Dans l’autre voie de l’intersection se trouve le secteur intrigant et en évolution rapide de la cryptographie quantique. Contrairement à la CPQ, la cryptographie quantique propose une toute nouvelle approche : la reconstruction de la cryptographie à partir de zéro, en utilisant la physique quantique comme base. L’idée derrière cette approche est que les données encodées dans l’état quantique sont intrinsèquement plus sûres que les données protégées par des méthodes de chiffrement traditionnelles. La théorie quantique affirme que toute tentative d’accéder à ces données les modifieraient et les rendraient inutiles, permettant ainsi au propriétaire de savoir qu’elles ont été compromises.

Tout est dans les détails
Différents domaines de la cryptographie quantique font actuellement l’objet de recherches prometteuses, même si, comme dans le cas de l’informatique quantique en général, d’importants problèmes doivent encore être surmontés. Pour mieux comprendre la cryptographie quantique, rencontrons trois personnes qui jouent depuis longtemps un rôle clé dans la mise en récit explicative sur la cryptographie : Alice et Bob, qui souhaitent communiquer en toute sécurité, et Eve, qui veut espionner leur conversation.

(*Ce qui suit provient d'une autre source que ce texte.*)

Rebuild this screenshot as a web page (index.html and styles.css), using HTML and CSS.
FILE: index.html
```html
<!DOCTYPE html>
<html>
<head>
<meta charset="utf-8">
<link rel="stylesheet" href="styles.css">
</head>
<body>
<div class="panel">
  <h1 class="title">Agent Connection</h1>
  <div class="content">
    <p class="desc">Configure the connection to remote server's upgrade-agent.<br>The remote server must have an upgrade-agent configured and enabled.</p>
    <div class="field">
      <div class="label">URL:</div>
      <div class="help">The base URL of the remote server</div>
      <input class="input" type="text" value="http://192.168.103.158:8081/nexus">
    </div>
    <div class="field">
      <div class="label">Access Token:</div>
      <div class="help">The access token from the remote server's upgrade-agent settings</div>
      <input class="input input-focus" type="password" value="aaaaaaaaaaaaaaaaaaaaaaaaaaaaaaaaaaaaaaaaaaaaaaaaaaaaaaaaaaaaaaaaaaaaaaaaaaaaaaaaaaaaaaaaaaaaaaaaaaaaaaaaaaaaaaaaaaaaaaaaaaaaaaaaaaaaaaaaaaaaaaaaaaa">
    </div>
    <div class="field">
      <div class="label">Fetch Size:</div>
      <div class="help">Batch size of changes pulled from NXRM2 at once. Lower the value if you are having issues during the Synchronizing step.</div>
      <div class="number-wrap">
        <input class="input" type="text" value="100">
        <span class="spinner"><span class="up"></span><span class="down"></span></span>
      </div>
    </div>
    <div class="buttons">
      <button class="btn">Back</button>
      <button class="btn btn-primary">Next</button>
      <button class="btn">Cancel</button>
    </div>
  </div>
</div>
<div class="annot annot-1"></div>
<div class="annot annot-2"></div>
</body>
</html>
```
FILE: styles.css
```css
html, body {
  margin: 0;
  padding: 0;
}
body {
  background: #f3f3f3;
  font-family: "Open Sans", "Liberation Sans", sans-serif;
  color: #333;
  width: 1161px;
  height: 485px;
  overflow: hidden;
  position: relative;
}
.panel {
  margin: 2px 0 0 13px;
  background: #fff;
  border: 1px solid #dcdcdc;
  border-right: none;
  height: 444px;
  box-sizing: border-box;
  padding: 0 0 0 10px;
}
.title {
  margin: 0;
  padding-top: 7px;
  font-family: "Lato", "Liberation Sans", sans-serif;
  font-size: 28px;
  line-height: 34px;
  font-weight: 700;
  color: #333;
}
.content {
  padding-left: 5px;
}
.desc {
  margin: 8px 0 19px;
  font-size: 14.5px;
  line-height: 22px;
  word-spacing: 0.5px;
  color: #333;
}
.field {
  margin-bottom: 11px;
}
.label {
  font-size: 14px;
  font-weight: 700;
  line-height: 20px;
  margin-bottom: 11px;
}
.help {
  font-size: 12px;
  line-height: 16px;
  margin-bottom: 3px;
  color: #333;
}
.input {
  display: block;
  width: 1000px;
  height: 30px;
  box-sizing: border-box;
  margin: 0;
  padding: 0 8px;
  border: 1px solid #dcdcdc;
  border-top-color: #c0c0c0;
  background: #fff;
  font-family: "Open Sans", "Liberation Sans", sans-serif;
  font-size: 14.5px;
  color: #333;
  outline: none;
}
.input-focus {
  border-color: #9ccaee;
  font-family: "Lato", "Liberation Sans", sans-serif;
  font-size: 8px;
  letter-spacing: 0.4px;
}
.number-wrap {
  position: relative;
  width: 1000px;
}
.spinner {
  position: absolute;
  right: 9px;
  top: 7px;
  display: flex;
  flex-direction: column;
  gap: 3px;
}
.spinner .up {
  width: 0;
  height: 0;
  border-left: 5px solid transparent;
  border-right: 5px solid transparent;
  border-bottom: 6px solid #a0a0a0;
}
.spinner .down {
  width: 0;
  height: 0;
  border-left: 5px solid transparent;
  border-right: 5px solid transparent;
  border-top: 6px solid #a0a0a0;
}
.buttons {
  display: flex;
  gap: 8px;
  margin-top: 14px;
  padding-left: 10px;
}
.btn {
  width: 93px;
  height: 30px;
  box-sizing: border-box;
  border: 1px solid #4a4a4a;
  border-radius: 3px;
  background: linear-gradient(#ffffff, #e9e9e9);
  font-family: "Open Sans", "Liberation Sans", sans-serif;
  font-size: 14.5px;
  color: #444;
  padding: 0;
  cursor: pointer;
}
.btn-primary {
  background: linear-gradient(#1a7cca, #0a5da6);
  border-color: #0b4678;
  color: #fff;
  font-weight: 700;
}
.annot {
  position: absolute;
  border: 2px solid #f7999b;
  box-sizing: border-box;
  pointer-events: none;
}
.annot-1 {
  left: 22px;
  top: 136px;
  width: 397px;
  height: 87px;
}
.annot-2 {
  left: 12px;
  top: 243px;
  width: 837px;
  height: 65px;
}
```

Alice et Bob ne voient absolument pas l’intérêt des clés de chiffrement. Ils se disent qu’un canal quantique pourrait leur permettre de communiquer sans qu’ils aient à chiffrer et à déchiffrer leurs messages. On appelle cette approche « communication directe à sécurité quantique » (QSDC). Au moyen de ce type de communication, Alice et Bob peuvent encoder l’information qu’ils veulent transmettre en qubits – habituellement des photons, de minuscules particules de lumière – et relier ces derniers dans l’espace ou par câble à fibre optique. Ils pourraient aussi ajouter des qubits pour la correction d’erreur, et même procéder à une intrication pendant le processus de transmission. En utilisant cette approche, Alice et Bob espèrent que dans l’éventualité où Eve saisirait un qubit en transit et essayerait de le lire, son état quantique décohérerait et ils seraient ainsi avisés que la transmission a été compromise et doit être rétablie.

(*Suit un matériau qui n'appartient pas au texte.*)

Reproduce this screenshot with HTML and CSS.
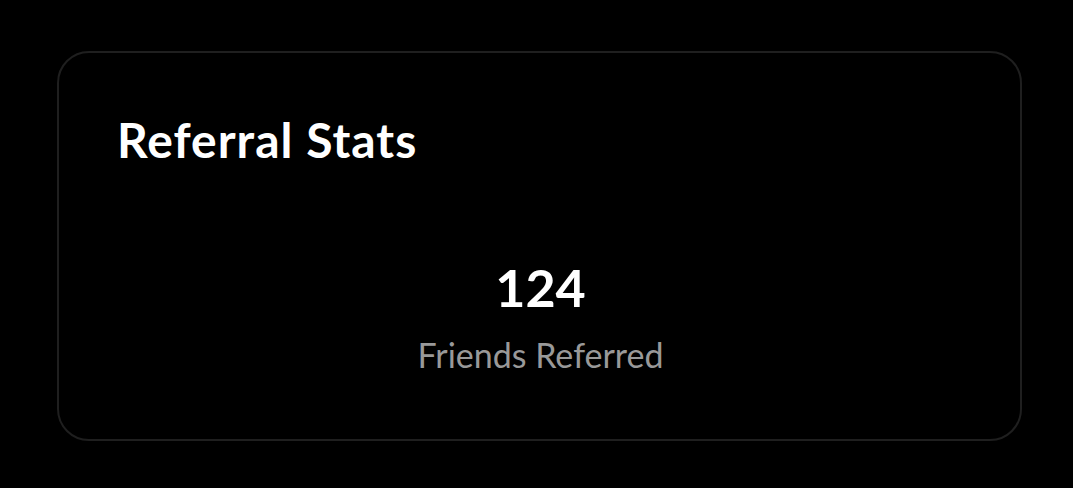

Cependant, Eve est intelligente; elle sait que les photons voyagent parfois en groupes de deux ou plus lors de leur transmission. Si elle faisait preuve de patience, elle pourrait capturer un photon supplémentaire et le garder pour elle-même afin de lire au moins une partie des échanges entre Alice et Bob sans qu’ils s’en rendent compte. Sinon, Eve pourrait prendre l’un des photons intriqués par le duo et l’entremêler avec l’un des siens. Alice recevrait ainsi le photon sans savoir qu’il est intriqué avec celui d’Eve, et encore une fois la communication entre elle et Bob serait compromise.

En plus de ces vulnérabilités, la QSDC n’évolue pas suffisamment pour être en mesure de transmettre des messages de grande taille. De plus, les qubits sont sensibles aux interférences et au bruit en transit (le même qui affecte les ordinateurs quantiques), de sorte que la portée de transmission est assez limitée. Bien que son approche soit prometteuse, la QSDC requiert du matériel complexe et coûteux pour transmettre et recevoir des qubits. Alice et Bob ne sont donc pas en mesure de l’adopter en ce moment; ils se tourneront plutôt vers une solution hybride combinant le quantique et la cryptographie traditionnelle éprouvée.

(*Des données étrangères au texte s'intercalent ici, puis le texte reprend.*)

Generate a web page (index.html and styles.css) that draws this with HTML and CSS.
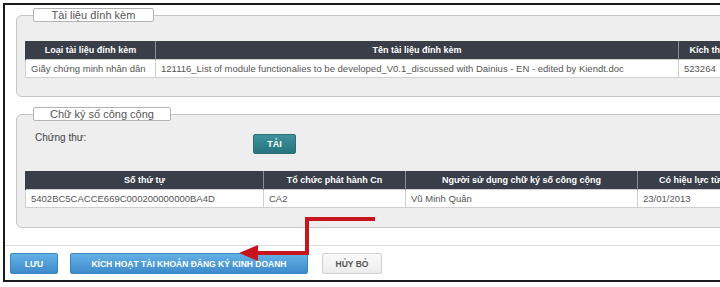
FILE: index.html
```html
<!DOCTYPE html>
<html lang="vi">
<head>
    <meta charset="UTF-8">
    <meta name="viewport" content="width=device-width, initial-scale=1.0">
    <title>Kích hoạt tài khoản</title>
    <link rel="stylesheet" href="styles.css">
</head>
<body>

    <div class="frame">
        <fieldset class="group group-docs">
            <legend><span class="legend-box legend-docs">Tài liệu đính kèm</span></legend>
            <table class="grid grid-docs">
                <colgroup>
                    <col style="width:130px">
                    <col style="width:523px">
                    <col style="width:70px">
                </colgroup>
                <tr>
                    <th>Loại tài liệu đính kèm</th>
                    <th>Tên tài liệu đính kèm</th>
                    <th>Kích thước</th>
                </tr>
                <tr>
                    <td>Giấy chứng minh nhân dân</td>
                    <td>121116_List of module functionalies to be developed_V0.1_discussed with Dainius - EN - edited by Kiendt.doc</td>
                    <td>523264</td>
                </tr>
            </table>
        </fieldset>

        <fieldset class="group group-sign">
            <legend><span class="legend-box legend-sign">Chữ ký số công cộng</span></legend>
            <div class="cert-row">
                <span class="cert-label">Chứng thư:</span>
                <button type="button" class="btn-load">TẢI</button>
            </div>
            <table class="grid grid-sign">
                <colgroup>
                    <col style="width:238px">
                    <col style="width:142px">
                    <col style="width:232px">
                    <col style="width:104px">
                </colgroup>
                <tr>
                    <th>Số thứ tự</th>
                    <th>Tổ chức phát hành Cn</th>
                    <th>Người sử dụng chữ ký số công cộng</th>
                    <th>Có hiệu lực từ</th>
                </tr>
                <tr>
                    <td>5402BC5CACCE669C000200000000BA4D</td>
                    <td>CA2</td>
                    <td>Vũ Minh Quân</td>
                    <td>23/01/2013</td>
                </tr>
            </table>
        </fieldset>

        <div class="actions">
            <button type="button" class="btn btn-blue btn-save">LƯU</button>
            <button type="button" class="btn btn-blue btn-activate">KÍCH HOẠT TÀI KHOẢN ĐĂNG KÝ KINH DOANH</button>
            <button type="button" class="btn btn-cancel">HỦY BỎ</button>
        </div>
    </div>

    <!-- mũi tên chỉ vào nút kích hoạt -->
    <svg class="arrow" width="720" height="287" viewBox="0 0 720 287">
        <path d="M375 219 H307 V253 H254" fill="none" stroke="#c8141c" stroke-width="4" stroke-linejoin="miter"/>
        <polygon points="239,253 258,245 258,261" fill="#c8141c"/>
    </svg>

</body>
</html>
```

FILE: styles.css
```css
/* Khung chung */
body {
    margin: 0;
    overflow: hidden;
    background: #fff;
    font-family: 'Liberation Sans', Arial, sans-serif;
    color: #444;
}

.frame {
    width: 780px;
    margin: 3px 0 0 3px;
    padding: 3px 0 0 11px;
    border: 2px solid #1a1a1a;
    border-right: none;
    height: 279px;
    box-sizing: border-box;
}

/* Nhóm fieldset */
.group {
    width: 760px;
    margin: 0;
    padding: 19px 0 18px 8px;
    border: 1px solid #c6c6c6;
    border-radius: 6px;
    background: #eeeeee;
    box-sizing: border-box;
}

.group legend {
    margin-left: 8px;
    padding: 0;
}

.legend-box {
    display: block;
    height: 14px;
    box-sizing: border-box;
    border: 1px solid #b3b3b3;
    border-radius: 2px;
    background: #fff;
    font-size: 11px;
    line-height: 12px;
    color: #555;
    text-align: center;
}

.legend-docs {
    width: 121px;
}

.legend-sign {
    width: 138px;
}

.group-sign {
    margin-top: 10px;
    padding-top: 9px;
    padding-bottom: 19px;
}

/* Bảng */
.grid {
    border-collapse: collapse;
    table-layout: fixed;
    font-size: 9.5px;
}

.grid th {
    height: 18px;
    padding: 0 4px;
    background: #393e49;
    color: #fff;
    font-size: 9px;
    font-weight: bold;
    text-align: center;
    border-left: 1px solid #8a8e96;
    white-space: nowrap;
    overflow: hidden;
}

.grid th:first-child {
    border-left: 1px solid #393e49;
}

.grid td {
    height: 17px;
    padding: 0 5px;
    background: #fff;
    color: #555;
    border: 1px solid #cfcfcf;
    white-space: nowrap;
    overflow: hidden;
}

/* Hàng chứng thư */
.cert-row {
    display: flex;
    align-items: flex-start;
    height: 24px;
    margin-bottom: 17px;
}

.cert-label {
    width: 218px;
    padding: 2px 0 0 10px;
    font-size: 10px;
    color: #444;
}

.btn-load {
    margin-top: 4px;
    width: 43px;
    height: 20px;
    padding: 0;
    border: 1px solid #2a6f78;
    border-radius: 2px;
    background: linear-gradient(#3d939d, #27737d);
    color: #fff;
    font-family: inherit;
    font-size: 9px;
    font-weight: bold;
}

/* Nút hành động */
.actions {
    display: flex;
    gap: 12px;
    margin: 17px 0 0 -11px;
    padding: 7px 0 0 5px;
    border-top: 1px solid #dcdcdc;
}

.btn {
    height: 21px;
    padding: 0;
    border-radius: 2px;
    font-family: inherit;
    font-size: 8.5px;
    font-weight: bold;
}

.btn-blue {
    border: 1px solid #3a87c4;
    background: linear-gradient(#64b0e6, #3d8bcb);
    color: #fff;
}

.btn-save {
    width: 48px;
}

.btn-activate {
    width: 238px;
}

.btn-cancel {
    margin-left: 2px;
    width: 60px;
    border: 1px solid #d0d0d0;
    background: linear-gradient(#fafafa, #ececec);
    color: #555;
}

/* Mũi tên đỏ nằm trên nội dung */
.arrow {
    position: absolute;
    left: 0;
    top: 0;
    pointer-events: none;
}
```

Entre alors en scène la distribution quantique de clés (DQC). Alice et Bob doivent utiliser des clés cryptographiques pour encoder et décoder leurs messages, mais ils ne font pas confiance aux méthodes traditionnelles fondées sur la découverte de facteurs premiers ou d’autres problèmes complexes de mathématiques pures. Grâce à la DQC, le duo peut tirer parti de la physique quantique pour générer et transmettre ses clés cryptographiques. Cette approche, qui repose sur des calculs extrêmement compliqués, permettrait à Alice et à Bob d’utiliser des qubits pour assurer un échange de clés de valeurs entre eux-mêmes. Si Eve arrivait à capturer certains de ces qubits, Alice et Bob remarqueraient une perturbation dans la transmission et pourraient simplement recommencer. Après avoir généré une clé, Alice et Bob pourraient encoder leurs messages et les diffuser en toute sécurité sur n’importe quel canal de communication traditionnel.

Il a été prouvé mathématiquement que la DQC est plus sûre que la cryptographie traditionnelle, tant et aussi longtemps que les utilisateurs se font confiance. Si ce n’est pas le cas, ils seraient vulnérables à une attaque de l’homme du milieu (man-in-the-middle attack) dans le cadre de laquelle un intercepteur, Eve, pourrait se faire passer pour l’un des utilisateurs initiaux, Alice ou Bob, afin de recevoir la clé communiquée.La défense contre ce type d’attaque relève d’un tout autre domaine d’étude connu sous le nom de « mistrustful quantum cryptography » (cryptographie quantique suspecte), dont je ne traiterai pas dans ce billet.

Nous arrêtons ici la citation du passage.